To help you answer these questions, let's reflect on how German expressionism worked in films during the 1920s. Expressionism is especially focused on fears, desires, and internal conflicts, but it doesn't present these in a realistic way. Rather, it dramatizes these emotions and disturbances in a way that is visually powerful and even startling.
Filmmakers, for instance, used odd angles and perspectives in their films, even to the point of distortion. They created movie sets that mirrored these angles, often so exaggerated as to be physically impossible in the real world. Filmmakers also played with light and dark, introducing deep shadows into their works and emphasizing contrasts. One film critic, Lotte Eisner, called these contrasts "Helldunkel" (literally, "light-dark") and noted that her chosen word describes "a sort of twilight of the German soul, expressing itself in shadowy, enigmatic interiors, or in misty, insubstantial landscapes."

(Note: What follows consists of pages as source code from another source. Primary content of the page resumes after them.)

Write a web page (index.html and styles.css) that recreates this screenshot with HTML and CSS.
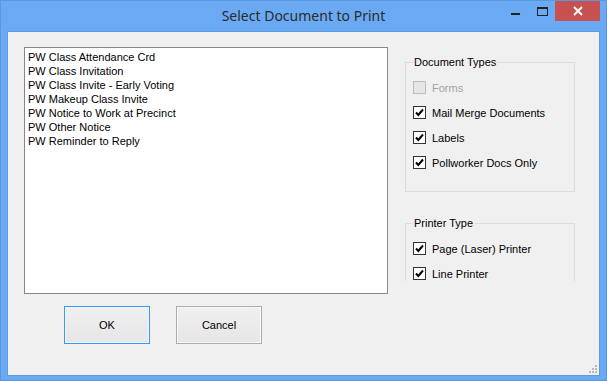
FILE: index.html
```html
<!doctype html>
<html>

<head>
    <meta charset="utf8">
    <title>Select Document to Print</title>
    <link rel="stylesheet" href="styles.css">
</head>

<body>
    <div class="window">
        <div class="titlebar">
            <div></div>
            <div class="title">Select Document to Print</div>
            <div class="controls">
                <a class="ctl ctl-min"><span class="dash"></span></a>
                <a class="ctl ctl-max"><span class="box"></span></a>
                <a class="ctl ctl-close">
                    <svg width="10" height="10" viewBox="0 0 10 10">
                        <path d="M1 1 L9 9 M9 1 L1 9" stroke="#fff" stroke-width="2" fill="none" />
                    </svg>
                </a>
            </div>
        </div>
        <div class="client">
            <div class="main">
                <ul class="listbox">
                    <li>PW Class Attendance Crd</li>
                    <li>PW Class Invitation</li>
                    <li>PW Class Invite - Early Voting</li>
                    <li>PW Makeup Class Invite</li>
                    <li>PW Notice to Work at Precinct</li>
                    <li>PW Other Notice</li>
                    <li>PW Reminder to Reply</li>
                </ul>
                <div class="buttons">
                    <a class="btn btn-default">OK</a>
                    <a class="btn">Cancel</a>
                </div>
            </div>
            <div class="side">
                <fieldset class="group">
                    <legend>Document Types</legend>
                    <label class="check disabled"><span class="cb"></span>Forms</label>
                    <label class="check"><span class="cb on"><svg width="11" height="11" viewBox="0 0 11 11"><path d="M2 5.5 L4.3 8 L9 2.5" stroke="#000" stroke-width="2" fill="none" /></svg></span>Mail Merge Documents</label>
                    <label class="check"><span class="cb on"><svg width="11" height="11" viewBox="0 0 11 11"><path d="M2 5.5 L4.3 8 L9 2.5" stroke="#000" stroke-width="2" fill="none" /></svg></span>Labels</label>
                    <label class="check"><span class="cb on"><svg width="11" height="11" viewBox="0 0 11 11"><path d="M2 5.5 L4.3 8 L9 2.5" stroke="#000" stroke-width="2" fill="none" /></svg></span>Pollworker Docs Only</label>
                </fieldset>
                <fieldset class="group printer">
                    <legend>Printer Type</legend>
                    <label class="check"><span class="cb on"><svg width="11" height="11" viewBox="0 0 11 11"><path d="M2 5.5 L4.3 8 L9 2.5" stroke="#000" stroke-width="2" fill="none" /></svg></span>Page (Laser) Printer</label>
                    <label class="check"><span class="cb on"><svg width="11" height="11" viewBox="0 0 11 11"><path d="M2 5.5 L4.3 8 L9 2.5" stroke="#000" stroke-width="2" fill="none" /></svg></span>Line Printer</label>
                </fieldset>
            </div>
            <svg class="grip" width="9" height="9" viewBox="0 0 9 9">
                <rect x="6" y="0" width="2" height="2" fill="#b9b9b9" />
                <rect x="3" y="3" width="2" height="2" fill="#b9b9b9" />
                <rect x="6" y="3" width="2" height="2" fill="#b9b9b9" />
                <rect x="0" y="6" width="2" height="2" fill="#b9b9b9" />
                <rect x="3" y="6" width="2" height="2" fill="#b9b9b9" />
                <rect x="6" y="6" width="2" height="2" fill="#b9b9b9" />
            </svg>
        </div>
    </div>
</body>

</html>
```

FILE: styles.css
```css
    * {
        font-family: 'Liberation Sans', Arial, sans-serif;
        box-sizing: border-box;
    }
    html,
    body {
        margin: 0px;
        padding: 0px;
        background-color: #6aaaf4;
    }

    .window {
        width: 607px;
        height: 381px;
        border: 1px solid #5b96dc;
        background-color: #6aaaf4;
        display: flex;
        flex-direction: column;
    }

    .titlebar {
        height: 30px;
        display: grid;
        grid-template-columns: 1fr auto 1fr;
    }

    .title {
        font-family: 'Noto Sans', 'Open Sans', sans-serif;
        font-size: 14px;
        color: #2b2b2b;
        line-height: 30px;
        padding-top: 0px;
    }

    .controls {
        display: flex;
        justify-content: flex-end;
        align-items: flex-start;
        padding-right: 6px;
    }

    .ctl {
        display: flex;
        justify-content: center;
        height: 20px;
    }

    .ctl-min { width: 27px; }
    .ctl-max { width: 26px; }

    .ctl-min .dash {
        width: 9px;
        height: 2px;
        margin-top: 12px;
        background-color: #222;
    }

    .ctl-max .box {
        width: 11px;
        height: 9px;
        margin-top: 6px;
        border: 1px solid #222;
        border-top-width: 2px;
    }

    .ctl-close {
        width: 45px;
        background-color: #c75050;
        align-items: center;
    }

    .client {
        flex: 1;
        margin: 0px 6px 4px 6px;
        border: 1px solid #5e9ae2;
        background-color: #f0f0f0;
        padding: 15px 0px 0px 16px;
        display: flex;
        position: relative;
    }

    .main {
        width: 364px;
    }

    .listbox {
        margin: 0px;
        padding: 2px 3px;
        list-style: none;
        height: 247px;
        background-color: #fff;
        border: 1px solid #828790;
    }

    .listbox li {
        font-size: 11px;
        line-height: 14px;
        color: #000;
        white-space: nowrap;
    }

    .buttons {
        display: flex;
        gap: 26px;
        padding: 12px 0px 0px 40px;
    }

    .btn {
        width: 86px;
        height: 38px;
        border: 1px solid #adadad;
        box-shadow: inset 0px 0px 0px 1px #f7f7f7;
        background: linear-gradient(#f0f0f0, #e6e6e6);
        font-size: 11px;
        color: #000;
        display: flex;
        align-items: center;
        justify-content: center;
    }

    .btn-default {
        border-color: #3399ff;
    }

    .side {
        width: 170px;
        height: 234px;
        margin-left: 17px;
        overflow: hidden;
    }

    .group {
        margin: 9px 0px 0px 0px;
        padding: 6px 0px 16px 7px;
        border: 1px solid #dcdcdc;
        min-width: 0px;
    }

    .group legend {
        padding: 0px 1px;
        font-size: 11px;
        line-height: 13px;
        color: #000;
    }

    .printer {
        margin-top: 25px;
    }

    .check {
        display: flex;
        align-items: center;
        height: 25px;
        font-size: 11px;
        color: #000;
    }

    .cb {
        width: 13px;
        height: 13px;
        border: 1px solid #333;
        background-color: #fff;
        margin-right: 6px;
        display: flex;
    }

    .disabled {
        color: #a3a3a3;
    }

    .disabled .cb {
        border-color: #bcbcbc;
        background-color: #e6e6e6;
    }

    .grip {
        position: absolute;
        right: 1px;
        bottom: 1px;
    }
```
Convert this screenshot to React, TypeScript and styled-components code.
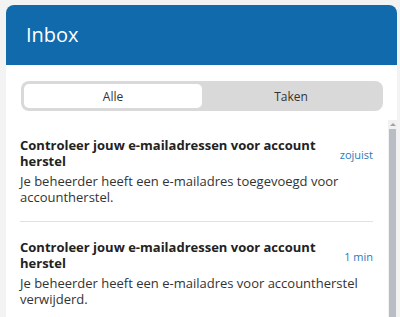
import React, { useState } from 'react'
import styled, { createGlobalStyle } from 'styled-components'

const GlobalStyle = createGlobalStyle`
  html, body {
    margin: 0;
    padding: 0;
    overflow: hidden;
    background: #f3f3f3;
    font-family: 'Open Sans', 'Liberation Sans', sans-serif;
  }
`

const messages = [
  {
    title: 'Controleer jouw e-mailadressen voor account herstel',
    body: 'Je beheerder heeft een e-mailadres toegevoegd voor accountherstel.',
    time: 'zojuist',
  },
  {
    title: 'Controleer jouw e-mailadressen voor account herstel',
    body: 'Je beheerder heeft een e-mailadres voor accountherstel verwijderd.',
    time: '1 min',
  },
]

const App = () => {
  const [tab, setTab] = useState('alle')

  return (
    <>
      <GlobalStyle />
      <Page>
        <Card>
          <Header>Inbox</Header>
          <TabsWrap>
            <Segmented>
              <Tab active={tab === 'alle'} onClick={() => setTab('alle')}>
                Alle
              </Tab>
              <Tab active={tab === 'taken'} onClick={() => setTab('taken')}>
                Taken
              </Tab>
            </Segmented>
          </TabsWrap>
          <ListRow>
            <List>
              {messages.map((m, i) => (
                <Item key={i}>
                  <ItemHead>
                    <ItemTitle>{m.title}</ItemTitle>
                    <ItemTime>{m.time}</ItemTime>
                  </ItemHead>
                  <ItemBody>{m.body}</ItemBody>
                </Item>
              ))}
            </List>
            <ScrollTrack>
              <ScrollArrow />
              <ScrollThumb />
            </ScrollTrack>
          </ListRow>
        </Card>
      </Page>
    </>
  )
}

// page
const Page = styled.div`
  padding: 5px 3px 0 6px;
`

const Card = styled.div`
  background: #fff;
  border-radius: 8px 8px 0 0;
  overflow: hidden;
  display: flex;
  flex-direction: column;
`

// header
const Header = styled.div`
  height: 60px;
  background: #116aab;
  color: #fff;
  font-size: 20px;
  display: flex;
  align-items: center;
  padding-left: 20px;
  padding-bottom: 2px;
  box-sizing: border-box;
`

// tabs
const TabsWrap = styled.div`
  padding: 16px 14px 9px 15px;
`

const Segmented = styled.div`
  display: grid;
  grid-template-columns: 1fr 1fr;
  background: #d9d9d9;
  border-radius: 8px;
  padding: 3px;
  height: 30px;
  box-sizing: border-box;
`

const Tab = styled.div<{ active?: boolean }>`
  display: flex;
  align-items: center;
  justify-content: center;
  font-size: 12px;
  color: #333;
  border-radius: 5px;
  background: ${({ active }) => (active ? '#fff' : 'transparent')};
  cursor: pointer;
`

// list
const ListRow = styled.div`
  display: flex;
  height: 200px;
`

const List = styled.div`
  flex: 1;
  overflow: hidden;
  padding: 0 15px 0 14px;
`

// scrollbar drawing
const ScrollTrack = styled.div`
  width: 9px;
  background: #f1f1f1;
  display: flex;
  flex-direction: column;
  align-items: center;
`

const ScrollArrow = styled.div`
  margin-top: 3px;
  width: 0;
  height: 0;
  border-left: 3px solid transparent;
  border-right: 3px solid transparent;
  border-bottom: 3px solid #a3a3a3;
`

const ScrollThumb = styled.div`
  margin-top: 3px;
  width: 7px;
  flex: 1;
  background: #b9bec4;
`

const Item = styled.div`
  padding: 17px 0 16px;
  border-bottom: 1px solid #e1e1e1;

  &:last-child {
    border-bottom: none;
  }
`

const ItemHead = styled.div`
  display: flex;
  align-items: center;
  gap: 8px;
`

const ItemTitle = styled.div`
  flex: 1;
  font-size: 13px;
  font-weight: 700;
  line-height: 16px;
  color: #222;
`

const ItemTime = styled.div`
  font-size: 11px;
  color: #2a7ab7;
  white-space: nowrap;
  padding-top: 2px;
`

const ItemBody = styled.div`
  margin-top: 4px;
  font-size: 13px;
  line-height: 16px;
  color: #333;
`

export default App
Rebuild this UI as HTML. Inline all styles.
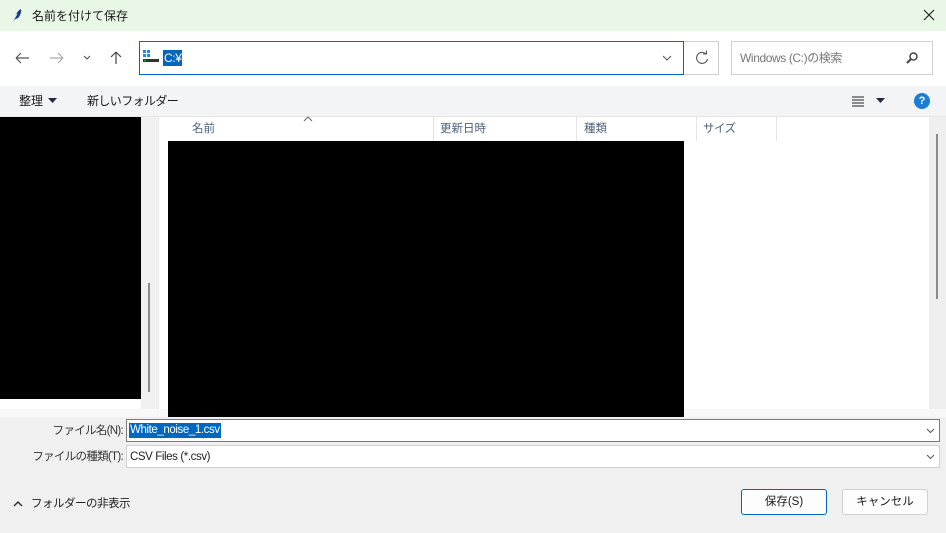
<!DOCTYPE html>
<html><head><meta charset="utf-8"><style>
*{margin:0;padding:0;box-sizing:border-box}
body{width:946px;height:533px;position:relative;overflow:hidden;background:#f0f0f0;font-family:"Liberation Sans","Noto Sans CJK JP",sans-serif;font-size:11.5px;line-height:14px;color:#1a1a1a}
.a{position:absolute}
.n{letter-spacing:-0.4px}
</style></head><body>
<div class="a" style="left:0;top:0;width:946px;height:31px;background:#e9f7e6"></div>
<svg class="a" style="left:11px;top:8px" width="12" height="15" viewBox="0 0 12 15"><path d="M2 14 L4 9 Q6 3 10 1 Q11 4 8 9 Q6 11 4 11 Z" fill="#1a3a8a"/><path d="M1 14 L6 6" stroke="#fff" stroke-width="0.8"/></svg>
<div class="a" style="left:32px;top:9px;font-size:12px">名前を付けて保存</div>
<svg class="a" style="left:923px;top:9px" width="12" height="12"><path d="M1 1L11 11M11 1L1 11" stroke="#222" stroke-width="1.2"/></svg>
<div class="a" style="left:0;top:31px;width:946px;height:55px;background:#fff"></div>
<svg class="a" style="left:14px;top:50px" width="120" height="16" viewBox="0 0 120 16">
<path d="M2 8H15M2 8L7 3M2 8L7 13" stroke="#555" stroke-width="1.2" fill="none"/>
<path d="M36 8H49M49 8L44 3M49 8L44 13" stroke="#aaa" stroke-width="1.2" fill="none"/>
<path d="M70 6L73 9L76 6" stroke="#555" stroke-width="1.1" fill="none"/>
<path d="M102 14V2M102 2L97 7M102 2L107 7" stroke="#444" stroke-width="1.2" fill="none"/>
</svg>
<div class="a" style="left:139px;top:41px;width:545px;height:34px;border:1px solid #0067c0;background:#fff"></div>
<svg class="a" style="left:142px;top:49px" width="18" height="16"><rect x="1" y="1" width="3" height="3" fill="#1e88e5"/><rect x="5" y="1" width="3" height="3" fill="#1e88e5"/><rect x="1" y="5" width="3" height="3" fill="#1e88e5"/><rect x="5" y="5" width="3" height="3" fill="#1e88e5"/><rect x="1" y="10" width="16" height="3" fill="#333"/><rect x="2" y="11" width="2" height="1" fill="#4caf50"/></svg>
<div class="a n" style="left:163px;top:50px;height:16px;background:#0067c0;color:#fff;padding:0 1px;font-size:12px;line-height:16px">C:¥</div>
<svg class="a" style="left:662px;top:55px" width="10" height="6"><path d="M1 1L5 5L9 1" stroke="#555" fill="none"/></svg>
<div class="a" style="left:684px;top:41px;width:35px;height:34px;border:1px solid #d0d0d0;border-left:none"></div>
<svg class="a" style="left:694px;top:50px" width="16" height="16"><path d="M12 4A5.5 5.5 0 1 0 13.5 9" stroke="#555" stroke-width="1.1" fill="none"/><path d="M9 4H12.5V0.5" stroke="#555" stroke-width="1.1" fill="none"/></svg>
<div class="a" style="left:731px;top:41px;width:202px;height:34px;border:1px solid #d0d0d0"></div>
<div class="a n" style="left:740px;top:51px;color:#777;font-size:12px">Windows (C:)の検索</div>
<svg class="a" style="left:905px;top:51px" width="14" height="14"><circle cx="8.5" cy="5.5" r="3.5" stroke="#444" stroke-width="1.5" fill="none"/><path d="M6 8L2 12" stroke="#444" stroke-width="2"/></svg>
<div class="a" style="left:0;top:86px;width:946px;height:31px;background:#f3f4f6;border-bottom:1px solid #e6e6e6"></div>
<div class="a" style="left:19px;top:94px;font-size:12px">整理</div>
<svg class="a" style="left:48px;top:98px" width="9" height="5"><path d="M0 0H9L4.5 5Z" fill="#1f2a44"/></svg>
<div class="a" style="left:87px;top:94px;font-size:12px;letter-spacing:-0.6px">新しいフォルダー</div>
<svg class="a" style="left:851px;top:95px" width="14" height="12"><path d="M1 2H13M1 5H13M1 8H13M1 11H13" stroke="#222" stroke-width="1"/></svg>
<svg class="a" style="left:876px;top:98px" width="9" height="5"><path d="M0 0H9L4.5 5Z" fill="#1f2a44"/></svg>
<div class="a" style="left:914px;top:93px;width:16px;height:16px;border-radius:50%;background:#1a7fd4;color:#fff;font-weight:bold;font-size:11px;text-align:center;line-height:16px">?</div>
<div class="a" style="left:0;top:117px;width:141px;height:292px;background:#fff"></div>
<div class="a" style="left:0;top:117px;width:141px;height:282px;background:#000"></div>
<div class="a" style="left:141px;top:117px;width:16px;height:292px;background:#f0f0f0"></div>
<div class="a" style="left:148px;top:283px;width:2px;height:109px;background:#8a8a8a"></div>
<div class="a" style="left:158px;top:117px;width:771px;height:292px;background:#fff;border-left:1px solid #eaeaea"></div>
<div class="a" style="left:929px;top:117px;width:17px;height:292px;background:#efefef"></div>
<div class="a" style="left:936px;top:134px;width:2px;height:165px;background:#8a8a8a"></div>
<div class="a" style="left:0;top:409px;width:946px;height:4px;background:#f8f8f8"></div>
<div style="color:#4c5f7a">
<div class="a" style="left:192px;top:122px">名前</div>
<div class="a" style="left:440px;top:122px">更新日時</div>
<div class="a" style="left:584px;top:122px">種類</div>
<div class="a" style="left:703px;top:122px;letter-spacing:-0.5px">サイズ</div>
</div>
<svg class="a" style="left:303px;top:116px" width="10" height="6"><path d="M1 5L5 1L9 5" stroke="#666" fill="none"/></svg>
<div class="a" style="left:433px;top:117px;width:1px;height:24px;background:#e5e5e5"></div>
<div class="a" style="left:576px;top:117px;width:1px;height:24px;background:#e5e5e5"></div>
<div class="a" style="left:696px;top:117px;width:1px;height:24px;background:#e5e5e5"></div>
<div class="a" style="left:776px;top:117px;width:1px;height:24px;background:#e5e5e5"></div>
<div class="a" style="left:168px;top:141px;width:516px;height:276px;background:#000"></div>
<div class="a" style="left:0;top:417px;width:946px;height:116px;background:#f0f0f0"></div>
<div class="a" style="left:0;top:413px;width:168px;height:4px;background:#f8f8f8"></div>
<div class="a" style="left:684px;top:413px;width:262px;height:4px;background:#f8f8f8"></div>
<div class="a" style="left:0;top:424px;width:123px;text-align:right;color:#333;letter-spacing:-0.7px;white-space:nowrap">ファイル名(N):</div>
<div class="a" style="left:126px;top:419px;width:814px;height:23px;background:#fff;border:1px solid #7a7a7a"></div>
<div class="a n" style="left:129px;top:423px;height:15px;background:#0067c0;color:#fff;padding:0 1px;line-height:15px">White_noise_1.csv</div>
<svg class="a" style="left:926px;top:428px" width="9" height="6"><path d="M1 1L4.5 4.5L8 1" stroke="#555" fill="none"/></svg>
<div class="a" style="left:0;top:450px;width:123px;text-align:right;color:#333;letter-spacing:-0.7px;white-space:nowrap">ファイルの種類(T):</div>
<div class="a" style="left:126px;top:445px;width:814px;height:23px;background:#fff;border:1px solid #d0d0d0"></div>
<div class="a n" style="left:130px;top:450px;color:#222">CSV Files (*.csv)</div>
<svg class="a" style="left:926px;top:454px" width="9" height="6"><path d="M1 1L4.5 4.5L8 1" stroke="#555" fill="none"/></svg>
<svg class="a" style="left:13px;top:500px" width="10" height="7"><path d="M1 6L5 2L9 6" stroke="#333" stroke-width="1.5" fill="none"/></svg>
<div class="a" style="left:31px;top:497px;color:#222;letter-spacing:-0.5px">フォルダーの非表示</div>
<div class="a" style="left:741px;top:489px;width:86px;height:26px;background:#fdfdfd;border:1px solid #0067c0;border-radius:3px;text-align:center;line-height:24px">保存(S)</div>
<div class="a" style="left:842px;top:489px;width:86px;height:26px;background:#fdfdfd;border:1px solid #d0d0d0;border-radius:3px;text-align:center;line-height:24px">キャンセル</div>
</body></html>
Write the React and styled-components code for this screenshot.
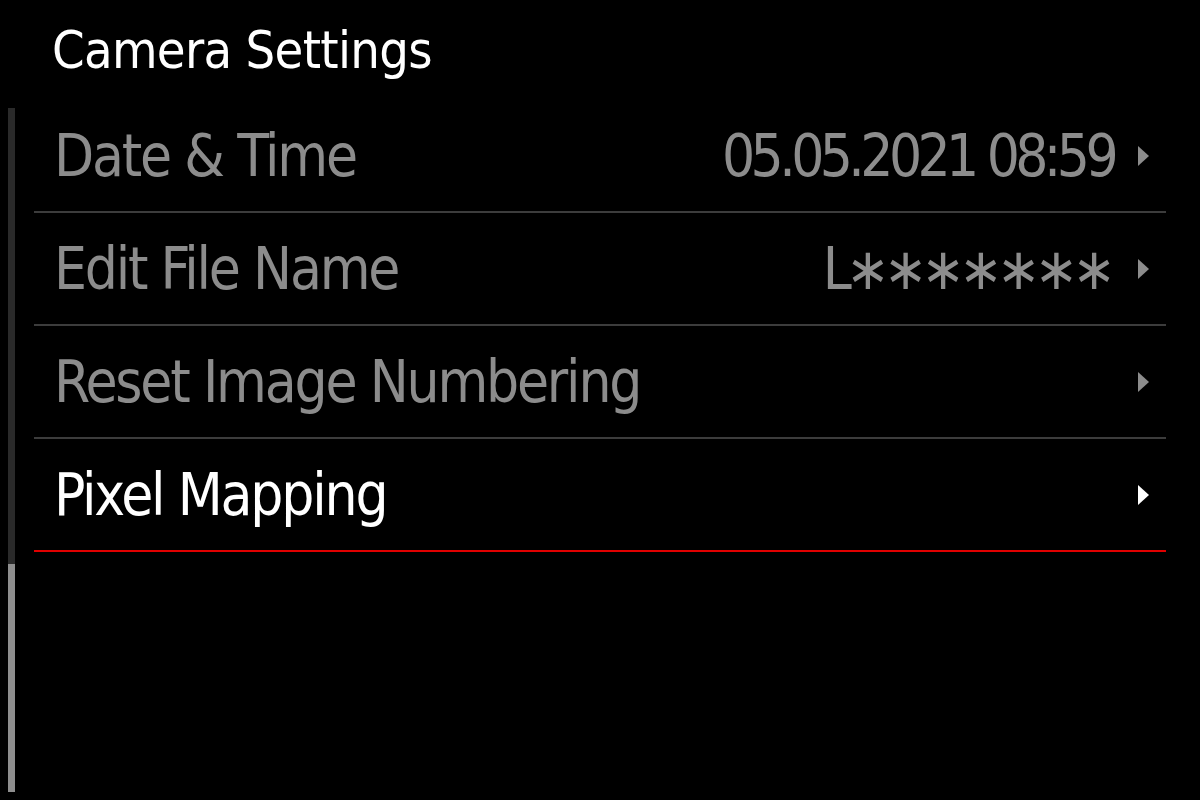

Further, the subject matter of German expressionist films tends toward the strange and even horrifying. Stories are emotional and subjective with a focus on internal strife symbolized by external terror. Many storylines seem to have developed from nightmares, and characters must confront insanity, supernatural horror, and the deepest, darkest parts of themselves and others. Many of these films are silent, so the actors use dramatic gestures and facial expressions as well as onscreen words to tell the stories, but music is always part of silent film, and it adds to the dark, suspenseful atmosphere of expressionism.
Films in the German expressionist genre include the 1920 movie The Cabinet of Dr. Caligari, with its strong sense of the macabre and its insane hypnotist; the 1922 Nosferatu, a dark adaptation of Dracula; and the 1924 film The Hand of Orlac, in which a pianist loses a hand in an accident and receives the transplanted hand of a murderer.